Risque de déficit politique
Au-delà des polémiques, Nicolas Sarkozy a profité de l’été pour poser quelques jalons. On l’a vu en maillot de bain au bras de sa femme dans Paris Match, on l’a lu dans Valeurs actuelles… Une opération orchestrée pour contrer la rentrée d’Alain Juppé, son principal concurrent qui a, de longue date, prévu la sortie d’une série d’ouvrages thématiques dont le premier, à l’occasion de la rentrée scolaire, sur l’éducation. La concomitance de ces deux campagnes de primaires présidentielles dans le camp des « conservateurs » promet sans doute des surprises. Il y aura des débats, des controverses, des attaques mesquines et infondées, des dérapages. Nous devons nous en réjouir car c’est l’un des signes de la vie démocratique.
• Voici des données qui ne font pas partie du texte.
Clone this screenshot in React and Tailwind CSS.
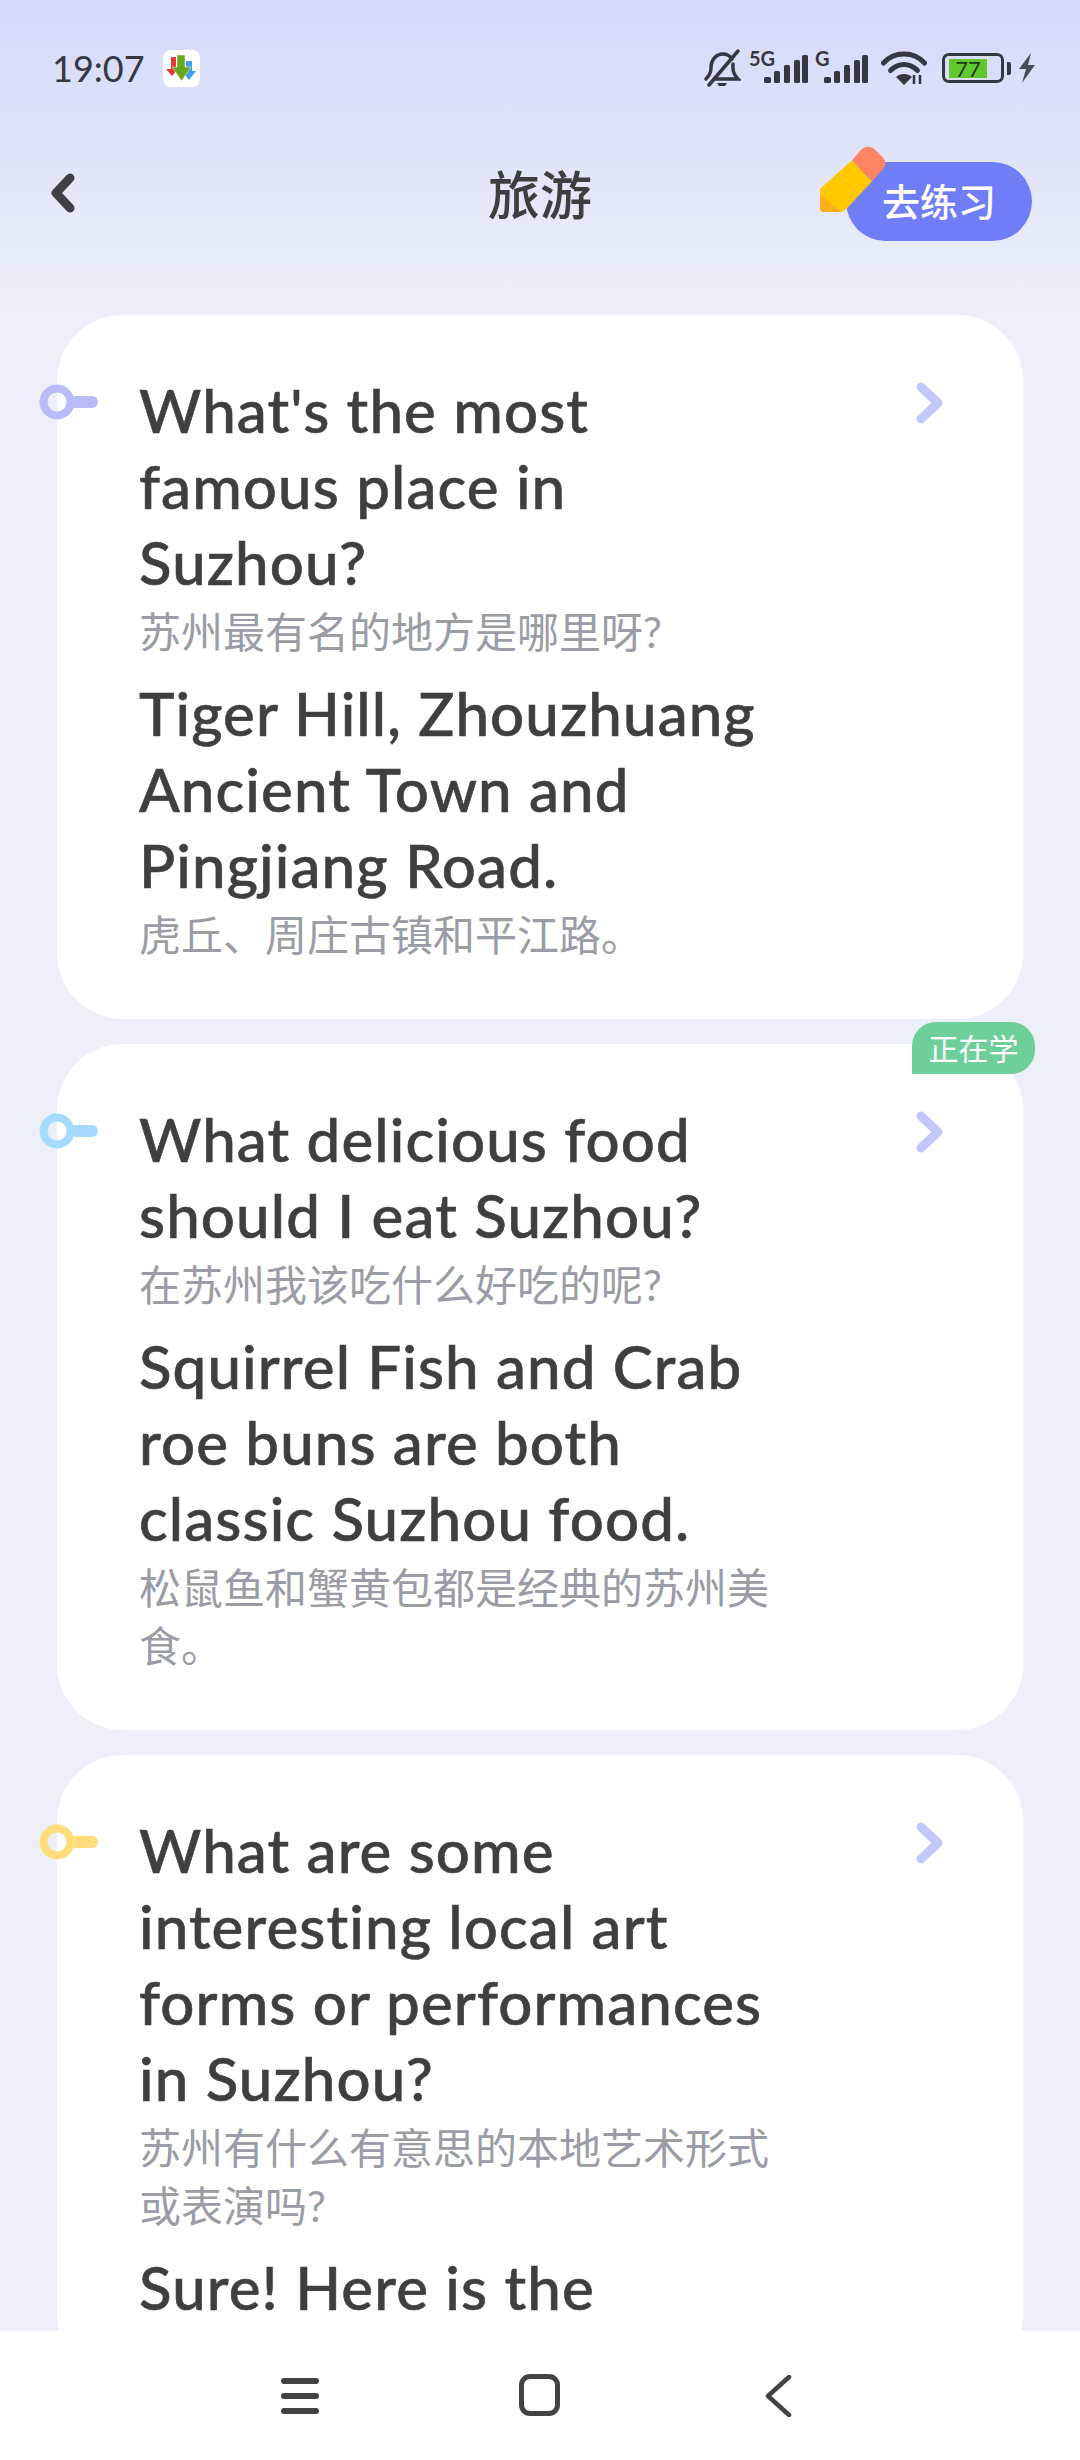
const cards = [
  {
    en: "What's the most famous place in Suzhou?",
    zh: "苏州最有名的地方是哪里呀?",
    answerEn: "Tiger Hill, Zhouzhuang Ancient Town and Pingjiang Road.",
    answerZh: "虎丘、周庄古镇和平江路。",
    keyColor: "#b9bcf9",
  },
  {
    en: "What delicious food should I eat Suzhou?",
    zh: "在苏州我该吃什么好吃的呢?",
    answerEn: "Squirrel Fish and Crab roe buns are both classic Suzhou food.",
    answerZh: "松鼠鱼和蟹黄包都是经典的苏州美食。",
    keyColor: "#a6dbff",
    learning: true,
  },
  {
    en: "What are some interesting local art forms or performances in Suzhou?",
    zh: "苏州有什么有意思的本地艺术形式或表演吗?",
    answerEn: "Sure! Here is the",
    keyColor: "#ffdd7a",
  },
];

const Signal = () => (
  <svg width="44" height="28" viewBox="0 0 44 28" className="block">
    <rect x="0" y="22" width="7" height="6" rx="1.5" fill="#353842" />
    <rect x="10" y="16" width="6" height="12" rx="1.5" fill="#353842" />
    <rect x="20" y="10" width="6" height="18" rx="1.5" fill="#353842" />
    <rect x="30" y="5" width="6" height="23" rx="1.5" fill="#353842" />
    <rect x="38" y="0" width="6" height="28" rx="1.5" fill="#353842" />
  </svg>
);

const StatusBar = () => (
  <div className="flex h-[90px] items-end justify-between pb-[7px] pl-[52px] pr-[44px]">
    <div className="mb-[-3px] flex h-[36px] items-center gap-[18px]">
      <span className="text-[36px] leading-[40px] text-[#353842]">19:07</span>
      <svg width="37" height="37" viewBox="0 0 37 37" className="block">
        <rect width="37" height="37" rx="8" fill="#ffffff" />
        <path d="M8 7h5v12h2l-6 7-6-7h5z" fill="#e53935" />
        <path d="M23 11h6v10h4l-7 9-7-9h4z" fill="#3f9ff0" />
        <path d="M14 5h8v12h6l-9.500 14L9 17h5z" fill="#6aa81e" stroke="#ffffff" strokeWidth="0.500" />
      </svg>
    </div>
    <div className="flex items-end">
      <svg width="38" height="38" viewBox="0 0 38 38" className="mb-[-4px] block">
        <path d="M3 30c3-3 5-6 5-11 0-8 5-14 12-14 4 0 7 2 9 5M30 15c0 1 0 2 0 4 0 5 2 8 5 11H11" fill="none" stroke="#353842" strokeWidth="3.500" strokeLinecap="round" />
        <path d="M6 36L35 2" stroke="#353842" strokeWidth="3.500" strokeLinecap="round" />
        <path d="M14 34h10l-2 3h-6z" fill="#353842" />
      </svg>
      <div className="relative ml-[23px] h-[34px] w-[44px]">
        <span className="absolute left-[-15px] top-[-1px] text-[20px] font-bold leading-[20px] text-[#353842]">5G</span>
        <div className="absolute bottom-0 left-0"><Signal /></div>
      </div>
      <div className="relative ml-[16px] h-[34px] w-[44px]">
        <span className="absolute left-[-9px] top-[-1px] text-[20px] font-bold leading-[20px] text-[#353842]">G</span>
        <div className="absolute bottom-0 left-0"><Signal /></div>
      </div>
      <svg width="46" height="36" viewBox="0 0 46 36" className="mb-[-3px] ml-[13px] block">
        <path d="M2.500 13C13 1 33 1 43.500 13" fill="none" stroke="#353842" strokeWidth="5" strokeLinecap="round" />
        <path d="M9.500 20.500c8-8 19-8 27 0" fill="none" stroke="#353842" strokeWidth="5" strokeLinecap="round" />
        <path d="M15 27c4-4 12-4 16 0l-8 8z" fill="#353842" />
        <path d="M33 25v9M39 25v9" stroke="#353842" strokeWidth="2.500" />
      </svg>
      <div className="ml-[15px] flex items-center">
        <div className="box-border flex h-[30px] w-[62px] items-center rounded-[7px] border-[3px] border-[#353842] pl-[4px]">
          <div className="flex h-[19px] w-[38px] items-center justify-center bg-[#60c82c] text-[22px] leading-[19px] text-[#1c3a10]">77</div>
        </div>
        <div className="ml-[3px] h-[13px] w-[4px] rounded-r-[2px] bg-[#353842]" />
      </div>
      <svg width="18" height="30" viewBox="0 0 18 30" className="ml-[7px] block">
        <path d="M13 0L1 16l7 0-4 14L17 12l-7 0z" fill="#4a4d57" />
      </svg>
    </div>
  </div>
);

const Header = () => (
  <div className="relative flex h-[159px] items-center justify-center pt-[51px]">
    <svg width="26" height="42" viewBox="0 0 26 42" className="absolute left-[50px] top-[82px] block">
      <path d="M20 6L6 21l14 15" fill="none" stroke="#3f4145" strokeWidth="9" strokeLinecap="round" strokeLinejoin="round" />
    </svg>
    <h1 className="text-[52px] font-medium leading-[60px] text-[#3c3e40]">旅游</h1>
    <button className="absolute left-[846px] top-[72px] flex h-[79px] w-[186px] items-center justify-center rounded-full bg-[#6f7df7] pb-[2px] text-[38px] font-medium leading-[44px] text-white">
      <span>去练习</span>
    </button>
    <svg width="66" height="67" viewBox="0 0 66 70" preserveAspectRatio="none" className="absolute left-[820px] top-[56px] block">
      <path d="M0 45L32 15l20 22-27 30q-2 2-5 2H4q-4 0-4-4z" fill="#ffc800" />
      <path d="M0 50l20 19H4q-4 0-4-4z" fill="#ffae1c" />
      <path d="M32 15L41 4q6-6 13-1l9 9q5 6 0 12L52 37z" fill="#ff8562" />
    </svg>
  </div>
);

const Card = ({ card }) => (
  <div className="relative rounded-[66px] bg-white pb-[55px] pl-[82px] pr-[244px] pt-[57px]">
    {/* key marker hangs over the card's left edge */}
    <svg width="59" height="36" viewBox="0 0 59 36" className="absolute left-[-18px] top-[69px] block">
      <circle cx="18" cy="18" r="13.500" fill="none" stroke={card.keyColor} strokeWidth="8" />
      <rect x="30" y="12" width="29" height="12" rx="6" fill={card.keyColor} />
    </svg>
    <svg width="27" height="42" viewBox="0 0 27 42" className="absolute left-[859px] top-[67px] block">
      <path d="M5 5l17 16L5 37" fill="none" stroke="#c3c6fb" strokeWidth="9" strokeLinecap="round" strokeLinejoin="round" />
    </svg>
    {card.learning && (
      <div className="absolute left-[855px] top-[-22px] flex h-[52px] w-[123px] items-center justify-center rounded-t-[24px] rounded-br-[24px] bg-[#6fcf9b] text-[30px] leading-[40px] text-white">
        正在学
      </div>
    )}
    <p className="text-[60px] font-medium leading-[76px] tracking-[1.1px] text-[#3f3f3f] [-webkit-text-stroke:0.6px_#3f3f3f]">{card.en}</p>
    <p className="mt-[3px] text-[42px] leading-[58px] text-[#9a9ca6]">{card.zh}</p>
    <p className="mt-[14px] text-[60px] font-medium leading-[76px] tracking-[1.1px] text-[#3f3f3f] [-webkit-text-stroke:0.6px_#3f3f3f]">{card.answerEn}</p>
    {card.answerZh && <p className="mt-[3px] text-[42px] leading-[58px] text-[#9a9ca6]">{card.answerZh}</p>}
  </div>
);

const NavBar = () => (
  <div className="relative h-[129px] shrink-0 bg-white">
    <div className="absolute left-[281px] top-[47px] flex flex-col gap-[9px]">
      <div className="h-[6px] w-[38px] rounded-full bg-[#434343]" />
      <div className="h-[6px] w-[38px] rounded-full bg-[#434343]" />
      <div className="h-[6px] w-[38px] rounded-full bg-[#434343]" />
    </div>
    <div className="absolute left-[519px] top-[43px] h-[42px] w-[41px] rounded-[11px] border-[5px] border-[#434343]" />
    <svg width="28" height="42" viewBox="0 0 28 42" className="absolute left-[764px] top-[44px] block">
      <path d="M25 2L4 21l21 19" fill="none" stroke="#434343" strokeWidth="4.500" strokeLinecap="round" strokeLinejoin="round" />
    </svg>
  </div>
);

export default function App() {
  return (
    <div className="flex h-[2460px] w-[1080px] flex-col overflow-hidden bg-[#edf0f9] font-['Lato','Noto_Sans_CJK_SC',sans-serif]">
      <div className="flex h-[315px] shrink-0 flex-col bg-gradient-to-b from-[#d5d9f8] to-[#edf0f9]">
        <StatusBar />
        <Header />
      </div>
      <div className="flex min-h-0 flex-1 flex-col gap-[25px] overflow-hidden pl-[57px] pr-[57px]">
        {cards.map((card, i) => (
          <Card key={i} card={card} />
        ))}
      </div>
      <NavBar />
    </div>
  );
}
Et ce n’est pas parce que la classe politique est discréditée ici comme outre-Atlantique – il faut dire qu’il y a souvent de bonnes raisons- que la politique doit l’être aussi. En réalité, il faut veiller à ce que les démocraties ne souffrent pas d’un déficit de politique. Il en faut toujours plus. A trop tirer sur ceux qui la font on prend le chemin qui mène à l’autoritarisme.